Nicholas Royle’s magnificent novel combines a page-turning story about literary theft, adultery and ambition with a poetic and moving investigation into our relationship to birds and to the environment. It is exquisitely inventive and very funny, juxtaposing the stuff of scandalous gossip with scathing reports of how the world has gone to hell in a handcart. Playfully commenting on the main story are 17 interlinked ‘Hides’. Beautifully illustrated by artist Natalia Gasson, these short texts — primarily about birds, ornithology and films (including Hitchcock’s) — give us a different view of the themes that fly out of the novel: the messy business of being human, the fragility of the physical world we inhabit and the nature of writing itself. 

Compelling, audacious and dazzling in its linguistic playfulness and formal invention, An English Guide to Birdwatching explores the fertile hinterland between fact and fiction. In its focus on birds, climate change, the banking crisis, social justice and human migration, it is intensely relevant to wider political concerns; in its mischievous wit and wordplay, and post-modern (or ‘post-fiction’) sensibility, it pushes the boundaries of what a novel might be.

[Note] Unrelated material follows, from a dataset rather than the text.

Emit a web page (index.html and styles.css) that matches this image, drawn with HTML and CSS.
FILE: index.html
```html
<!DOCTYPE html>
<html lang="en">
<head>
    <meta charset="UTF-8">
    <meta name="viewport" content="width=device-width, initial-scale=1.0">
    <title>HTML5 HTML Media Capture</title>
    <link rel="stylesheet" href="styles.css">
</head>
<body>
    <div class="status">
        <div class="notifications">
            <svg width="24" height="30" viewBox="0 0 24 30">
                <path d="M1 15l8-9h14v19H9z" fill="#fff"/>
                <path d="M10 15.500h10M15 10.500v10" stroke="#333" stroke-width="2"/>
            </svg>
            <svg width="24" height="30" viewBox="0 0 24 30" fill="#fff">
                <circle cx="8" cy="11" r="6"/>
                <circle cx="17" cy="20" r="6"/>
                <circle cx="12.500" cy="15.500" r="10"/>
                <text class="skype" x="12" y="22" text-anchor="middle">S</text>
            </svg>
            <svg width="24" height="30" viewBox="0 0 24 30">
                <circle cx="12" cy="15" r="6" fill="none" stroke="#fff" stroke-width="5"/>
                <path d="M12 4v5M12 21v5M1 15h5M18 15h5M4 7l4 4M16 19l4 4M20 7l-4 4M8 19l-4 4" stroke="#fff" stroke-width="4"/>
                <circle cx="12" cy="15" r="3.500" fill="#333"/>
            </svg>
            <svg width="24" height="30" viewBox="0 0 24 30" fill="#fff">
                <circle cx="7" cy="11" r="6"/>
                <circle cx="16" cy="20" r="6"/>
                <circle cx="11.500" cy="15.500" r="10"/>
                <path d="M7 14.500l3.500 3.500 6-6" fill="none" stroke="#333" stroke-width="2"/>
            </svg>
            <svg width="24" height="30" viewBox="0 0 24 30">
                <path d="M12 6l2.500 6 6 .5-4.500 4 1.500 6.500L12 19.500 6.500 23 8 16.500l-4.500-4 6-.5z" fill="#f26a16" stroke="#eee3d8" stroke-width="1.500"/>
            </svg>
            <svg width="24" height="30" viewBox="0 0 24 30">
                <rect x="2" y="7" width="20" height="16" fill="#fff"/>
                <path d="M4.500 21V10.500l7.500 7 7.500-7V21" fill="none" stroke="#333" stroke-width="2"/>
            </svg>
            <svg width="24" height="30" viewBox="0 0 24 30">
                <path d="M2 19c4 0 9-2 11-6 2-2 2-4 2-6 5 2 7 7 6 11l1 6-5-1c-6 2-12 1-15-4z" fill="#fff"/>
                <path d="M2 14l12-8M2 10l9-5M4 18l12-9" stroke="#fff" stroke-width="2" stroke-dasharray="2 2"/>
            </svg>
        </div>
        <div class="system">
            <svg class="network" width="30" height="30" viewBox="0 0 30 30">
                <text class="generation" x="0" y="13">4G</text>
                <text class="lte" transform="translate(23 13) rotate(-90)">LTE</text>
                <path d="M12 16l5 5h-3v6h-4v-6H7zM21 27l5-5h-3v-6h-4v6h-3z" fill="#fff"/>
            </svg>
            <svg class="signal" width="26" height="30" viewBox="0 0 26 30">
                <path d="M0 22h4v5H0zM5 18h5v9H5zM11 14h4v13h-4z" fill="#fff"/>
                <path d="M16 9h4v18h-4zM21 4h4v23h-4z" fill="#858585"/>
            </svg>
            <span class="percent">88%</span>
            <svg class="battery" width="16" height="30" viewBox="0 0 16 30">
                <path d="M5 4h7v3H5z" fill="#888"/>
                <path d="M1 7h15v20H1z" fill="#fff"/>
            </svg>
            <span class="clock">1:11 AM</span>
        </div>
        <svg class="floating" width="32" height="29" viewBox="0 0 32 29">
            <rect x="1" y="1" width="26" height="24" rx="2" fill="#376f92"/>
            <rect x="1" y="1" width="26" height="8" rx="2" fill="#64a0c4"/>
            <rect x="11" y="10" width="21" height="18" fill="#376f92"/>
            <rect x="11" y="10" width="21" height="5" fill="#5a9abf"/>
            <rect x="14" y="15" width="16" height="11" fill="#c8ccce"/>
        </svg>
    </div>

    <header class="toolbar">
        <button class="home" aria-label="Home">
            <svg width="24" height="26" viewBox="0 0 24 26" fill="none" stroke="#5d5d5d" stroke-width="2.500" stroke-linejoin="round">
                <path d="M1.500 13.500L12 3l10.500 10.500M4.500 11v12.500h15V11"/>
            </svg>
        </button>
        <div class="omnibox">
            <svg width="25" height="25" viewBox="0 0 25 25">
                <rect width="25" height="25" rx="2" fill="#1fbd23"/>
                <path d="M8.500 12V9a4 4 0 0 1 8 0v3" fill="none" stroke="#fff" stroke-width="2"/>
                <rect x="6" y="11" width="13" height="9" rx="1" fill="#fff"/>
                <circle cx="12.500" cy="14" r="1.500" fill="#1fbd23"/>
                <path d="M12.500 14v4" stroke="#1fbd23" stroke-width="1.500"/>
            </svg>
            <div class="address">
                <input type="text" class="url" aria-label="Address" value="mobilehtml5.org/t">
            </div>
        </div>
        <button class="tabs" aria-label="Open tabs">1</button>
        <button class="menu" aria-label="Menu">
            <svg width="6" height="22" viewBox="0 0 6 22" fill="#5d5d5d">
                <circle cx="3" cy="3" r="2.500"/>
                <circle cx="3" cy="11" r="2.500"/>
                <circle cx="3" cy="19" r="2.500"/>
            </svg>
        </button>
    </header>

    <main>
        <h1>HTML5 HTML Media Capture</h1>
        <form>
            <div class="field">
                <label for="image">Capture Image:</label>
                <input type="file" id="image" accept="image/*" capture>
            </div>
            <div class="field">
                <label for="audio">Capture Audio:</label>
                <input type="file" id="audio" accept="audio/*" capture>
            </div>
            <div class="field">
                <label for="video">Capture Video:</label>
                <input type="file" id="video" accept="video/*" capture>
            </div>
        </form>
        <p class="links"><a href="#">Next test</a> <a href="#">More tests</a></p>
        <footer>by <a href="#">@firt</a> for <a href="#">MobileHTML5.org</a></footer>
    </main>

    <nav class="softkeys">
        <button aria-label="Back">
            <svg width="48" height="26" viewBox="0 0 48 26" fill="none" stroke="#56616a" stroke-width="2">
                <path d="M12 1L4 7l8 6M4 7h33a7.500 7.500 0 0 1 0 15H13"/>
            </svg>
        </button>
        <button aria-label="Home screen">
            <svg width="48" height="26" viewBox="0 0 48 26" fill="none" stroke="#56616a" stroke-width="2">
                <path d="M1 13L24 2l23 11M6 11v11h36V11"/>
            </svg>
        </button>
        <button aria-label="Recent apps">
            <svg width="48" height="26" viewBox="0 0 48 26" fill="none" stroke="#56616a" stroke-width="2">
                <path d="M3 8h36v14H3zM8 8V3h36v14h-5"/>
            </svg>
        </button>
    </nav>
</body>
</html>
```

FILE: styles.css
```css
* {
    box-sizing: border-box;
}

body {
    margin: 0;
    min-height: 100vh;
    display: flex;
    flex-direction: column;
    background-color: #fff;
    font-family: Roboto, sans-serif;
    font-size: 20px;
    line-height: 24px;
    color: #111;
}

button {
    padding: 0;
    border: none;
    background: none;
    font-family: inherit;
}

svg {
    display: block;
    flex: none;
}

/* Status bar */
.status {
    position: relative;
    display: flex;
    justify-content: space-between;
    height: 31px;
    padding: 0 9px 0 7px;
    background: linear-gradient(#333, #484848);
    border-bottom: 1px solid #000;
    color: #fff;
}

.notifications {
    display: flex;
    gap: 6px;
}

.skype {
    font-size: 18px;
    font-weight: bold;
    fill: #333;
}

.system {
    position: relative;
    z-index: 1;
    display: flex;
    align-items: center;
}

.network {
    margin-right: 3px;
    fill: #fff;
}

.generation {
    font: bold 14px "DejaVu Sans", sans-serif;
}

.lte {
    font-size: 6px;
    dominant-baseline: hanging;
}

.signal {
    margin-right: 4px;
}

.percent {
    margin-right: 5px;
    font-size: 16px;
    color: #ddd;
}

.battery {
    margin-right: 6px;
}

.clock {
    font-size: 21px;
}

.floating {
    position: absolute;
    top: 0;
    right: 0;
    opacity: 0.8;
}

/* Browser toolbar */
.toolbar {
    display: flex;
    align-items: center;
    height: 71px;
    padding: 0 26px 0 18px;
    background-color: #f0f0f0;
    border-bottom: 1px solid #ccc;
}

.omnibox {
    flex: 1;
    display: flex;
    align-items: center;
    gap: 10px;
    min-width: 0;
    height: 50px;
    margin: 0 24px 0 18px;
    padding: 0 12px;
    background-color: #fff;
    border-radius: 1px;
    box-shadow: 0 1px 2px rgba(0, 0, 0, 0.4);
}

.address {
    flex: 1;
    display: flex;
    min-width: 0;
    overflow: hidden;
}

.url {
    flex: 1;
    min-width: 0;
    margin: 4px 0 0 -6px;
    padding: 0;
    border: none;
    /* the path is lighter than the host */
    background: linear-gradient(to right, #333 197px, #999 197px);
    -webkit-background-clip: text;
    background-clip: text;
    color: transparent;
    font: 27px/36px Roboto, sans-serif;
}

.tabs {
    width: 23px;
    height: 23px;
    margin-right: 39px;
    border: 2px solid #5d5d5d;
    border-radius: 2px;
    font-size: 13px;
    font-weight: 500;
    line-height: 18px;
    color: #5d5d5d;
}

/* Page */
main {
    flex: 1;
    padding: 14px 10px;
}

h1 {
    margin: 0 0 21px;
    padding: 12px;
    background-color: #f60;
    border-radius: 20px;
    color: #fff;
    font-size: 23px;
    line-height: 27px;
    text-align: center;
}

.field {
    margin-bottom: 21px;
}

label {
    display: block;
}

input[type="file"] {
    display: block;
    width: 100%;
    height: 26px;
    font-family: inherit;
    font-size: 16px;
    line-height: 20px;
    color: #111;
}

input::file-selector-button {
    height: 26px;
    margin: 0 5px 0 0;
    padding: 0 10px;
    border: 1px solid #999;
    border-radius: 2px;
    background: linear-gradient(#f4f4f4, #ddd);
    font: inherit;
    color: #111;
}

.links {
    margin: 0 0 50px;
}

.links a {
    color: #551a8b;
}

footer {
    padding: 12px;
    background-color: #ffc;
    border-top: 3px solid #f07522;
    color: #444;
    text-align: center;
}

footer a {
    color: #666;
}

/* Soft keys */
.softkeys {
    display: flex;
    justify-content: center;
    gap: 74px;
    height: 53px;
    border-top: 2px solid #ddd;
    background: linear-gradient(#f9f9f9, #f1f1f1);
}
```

Nicholas Royle is also the author of Quilt.

Watching the Birds in An English Guide to Birdwatching by Bethan Stevens

10 August 2017

One of the pleasures of an illustrated book is the initial flick through, the guilty quick peek it’s impossible not to take in advance. Doing so here, many of the images may beguile and reassure us. Reproductions of line drawings of birds, with an elusiveness, a feathery softness that touches fleetingly.

The first glimpse – this initial flick – hints, perhaps, at species identification – reassures us that  An English Guide to Birdwatching actually is a book for the birdwatcher. And it is. But it is also a labyrinth that gently undoes my thinking of what birdwatching is.

The very first illustration instead shows a woodlouse, embracing and eating fragments of printed text.

Then the surprise of the first bird. A blackbird. Almost in profile, it stares you down, its trumpeting beak a brilliant visualisation of sound. I hear a call, a territorial challenge (all the while in the text, a didactic Marxist historicist public intellectual, Stephen Osmer, hilariously expounds on his ‘deep-rooted dislike of wordplay’). This image is not the illustration we might expect from a regular guide to birdwatching. In such guides, from Thomas Bewick to the Observer Book of Birds, we expect to find the whole body of a bird, with a reassuring caption, and – crucially – a margin that frames and reduces the creature – not a living singing cawing head bled into the edge of the page.

Comically, this is a novel about not seeing (I think). At one point one of the migratory narrators comments, with emphasizing italics: ‘even if we were talking about blinds (and I have to remind you, we are not)’. The narrator is describing ‘a hut in which to observe birds’, establishing the distinction between the English term hide, and the American, blind. A blind illustration. 

Another narrator (who might be a he, a she or a bird) asks, describing a pop-up, American, commercial hide called a ‘photo blind’ : ‘How can anyone live with the term “photo blind” and not go completely c-c-c-r-r-a-a-a-a-a-z-y?’ We might think we know what birdwatching is, that we can just go and do it, or at least sit and read about it. Do we? Who’s watching? Who’s being watched?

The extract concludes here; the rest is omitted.